Jamie Solomon
Professor Miller
English 1000
February 19, 2011
After looking through many definitions, I came to the conclusion that collective bargaining is the negotiation accompanied between employees and employers to determine wages, hours, rules and working conditions. After reaching this negotiation, they then make a collective agreement, which was their original purpose, and this lays out all of the working conditions. Collective bargaining becomes centralized when the national union confederation and the national employers’ organization can influence and control wage levels and patterns across the economy. In order for this to occur, a few factors need to take place. These include the level at which bargaining primarily takes place and whether or not the national organization can control the behavior of their constituent organizations and avoid wage drift-the change in the amount by which actual earnings exceed negotiated earnings.
There is obviously a ton of information about the history of unions in the U.S., but it primarily began before the Civil War, but most importantly, in the past one hundred and twenty years when the American Federation of Labour(AFL) and the railroad of brotherhoods built strong permanent unions.

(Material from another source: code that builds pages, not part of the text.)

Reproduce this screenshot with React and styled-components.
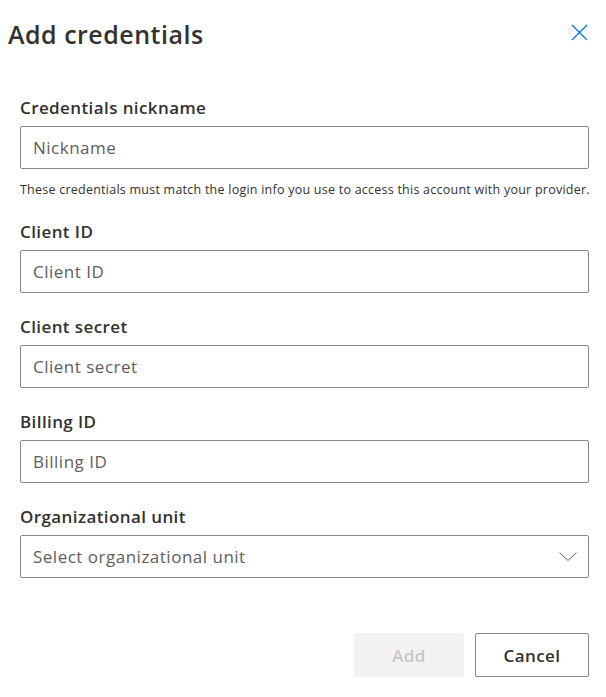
import React from "react";
import styled, { createGlobalStyle } from "styled-components";

const Global = createGlobalStyle`
  html, body { margin: 0; padding: 0; background: #ffffff; }
  body { font-family: "Open Sans", "Noto Sans", sans-serif; color: #323130; }
  * { box-sizing: border-box; }
`;

const Panel = styled.div`
  width: 606px;
  height: 697px;
  display: flex;
  flex-direction: column;
  background: #fff;
`;

const Header = styled.div`
  display: flex;
  align-items: center;
  justify-content: space-between;
  padding: 16px 17px 0 8px;
  height: 52px;
`;

const Title = styled.h1`
  margin: 0;
  font-size: 25px;
  line-height: 36px;
  font-weight: 600;
  color: #323130;
  letter-spacing: 0.5px;
`;

const CloseButton = styled.button`
  border: none;
  background: transparent;
  padding: 0;
  width: 20px;
  height: 20px;
  display: flex;
  align-items: center;
  justify-content: center;
  cursor: pointer;
  margin-top: -3px;
`;

const Body = styled.form`
  display: flex;
  flex-direction: column;
  gap: 22px;
  padding: 44px 17px 0 20px;
`;

const Field = styled.div`
  display: flex;
  flex-direction: column;
`;

const Label = styled.label`
  font-size: 17px;
  line-height: 24px;
  font-weight: 600;
  color: #323130;
  margin-bottom: 6px;
  letter-spacing: 0.4px;
`;

const InputBox = styled.div`
  position: relative;
  height: 43px;
  border: 1px solid #8a8886;
  border-radius: 2px;
  display: flex;
  align-items: center;
  padding: 0 11px 0 12px;
  background: #fff;
`;

const Input = styled.input`
  border: none;
  outline: none;
  background: transparent;
  width: 100%;
  font-family: "Open Sans", "Noto Sans", sans-serif;
  font-size: 17px;
  color: #323130;
  padding: 0;
  letter-spacing: 0.5px;
  &::placeholder { color: #605e5c; }
`;

const SelectText = styled.span`
  flex: 1;
  font-size: 17px;
  color: #605e5c;
  letter-spacing: 0.5px;
`;

const Helper = styled.p`
  margin: 13px 0 0;
  font-size: 12.5px;
  line-height: 16px;
  color: #323130;
  letter-spacing: 0.24px;
  white-space: nowrap;
`;

const Footer = styled.div`
  display: flex;
  justify-content: flex-end;
  gap: 11px;
  padding: 55px 17px 0 20px;
`;

const Button = styled.button`
  height: 44px;
  width: ${(p) => p.$w}px;
  border-radius: 2px;
  font-family: "Open Sans", "Noto Sans", sans-serif;
  font-size: 17px;
  font-weight: 600;
  letter-spacing: 0.4px;
  border: ${(p) => (p.disabled ? "none" : "1px solid #8a8886")};
  background: ${(p) => (p.disabled ? "#f3f2f1" : "#ffffff")};
  color: ${(p) => (p.disabled ? "#c8c6c4" : "#323130")};
  cursor: ${(p) => (p.disabled ? "default" : "pointer")};
`;

function TextField({ label, placeholder, children }) {
  return (
    <Field>
      <Label>{label}</Label>
      <InputBox>
        <Input placeholder={placeholder} />
      </InputBox>
      {children}
    </Field>
  );
}

export default function App() {
  return (
    <>
      <Global />
      <Panel>
        <Header>
          <Title>Add credentials</Title>
          <CloseButton aria-label="Close">
            <svg width="17" height="17" viewBox="0 0 17 17">
              <path d="M1 1 L16 16 M16 1 L1 16" stroke="#0078d4" strokeWidth="1.3" fill="none" />
            </svg>
          </CloseButton>
        </Header>
        <Body onSubmit={(e) => e.preventDefault()}>
          <TextField label="Credentials nickname" placeholder="Nickname">
            <Helper>
              These credentials must match the login info you use to access this account with your provider.
            </Helper>
          </TextField>
          <TextField label="Client ID" placeholder="Client ID" />
          <TextField label="Client secret" placeholder="Client secret" />
          <TextField label="Billing ID" placeholder="Billing ID" />
          <Field>
            <Label>Organizational unit</Label>
            <InputBox>
              <SelectText>Select organizational unit</SelectText>
              <svg width="18" height="9" viewBox="0 0 18 9">
                <path d="M0.5 0.5 L9 8.5 L17.5 0.5" stroke="#605e5c" strokeWidth="1" fill="none" />
              </svg>
            </InputBox>
          </Field>
        </Body>
        <Footer>
          <Button $w={110} disabled>Add</Button>
          <Button $w={114}>Cancel</Button>
        </Footer>
      </Panel>
    </>
  );
}
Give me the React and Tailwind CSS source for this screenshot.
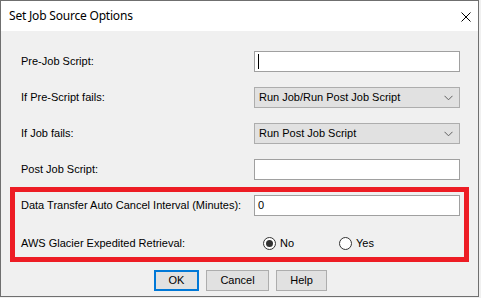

The first unions formed in the late eighteenth century. The first federation of the U.S unions was the National Labour Union that was founded in 1866, but was dissolved in 1873. It paved the way for another federation, Knights of Labour, which was the largest and one of the most important American labour organizations of the 1880’s. Following that was the establishment of the American Federation of Labour, founded in 1886, by Samuel Gompers.
The next big international union was the Workers of the World, or the Wobblies. It hit its peak in 1923, where it claimed around 100,000 members in good standing, and could marshal the support of about 300,000 workers. The membership declined dramatically after a split in 1924 because of an internal conflict.
Then there was the industrial unionism pushed by John L. Lewis’ Committee for Industrial Organizations(CIO) founded in 1933. Following was the Second Red Scare after World War II which pushed the AFL and CIO into a 1955 merger as the AFL-CIO.
It has been said that in the twenty first century, American Union membership has fallen under eight percent. Reasons being are that workers don’t seem interested in joining, and activity to strike had almost completely diminished. There has been big numbers in decline, for example, construction trades suddenly went from seventy-five percent unionized to under twenty-five percent. As a result from the decline of unions, income equity is increasing dramatically.
In my opinion, collective bargaining seems very crucial, but not so much unions. I think collective bargaining is important because if we didn’t have rules and negotiations laid out, then the economy would crumble into complete disaster. Structure is very important, and with structure comes rules and consensus’, and if there were no agreements on wages and hours and all of that, then everything would be a mess and I just can’t even picture what the world would be like except chaotic.
I know that unions perform a vital function in the lives of working families, but after reading and seeing that union rate has declined a good amount over the past decades, I feel they are not necessary because we have been functioning without them. They are important for our society since they promote wages, fair taxes, and justice throughout our society, but I just don’t think they are really necessary, and we could do just fine with what we have now. I don’t really know much about unions other than what I read so I can be completely misinterpreting their importance, but that’s just my take on them.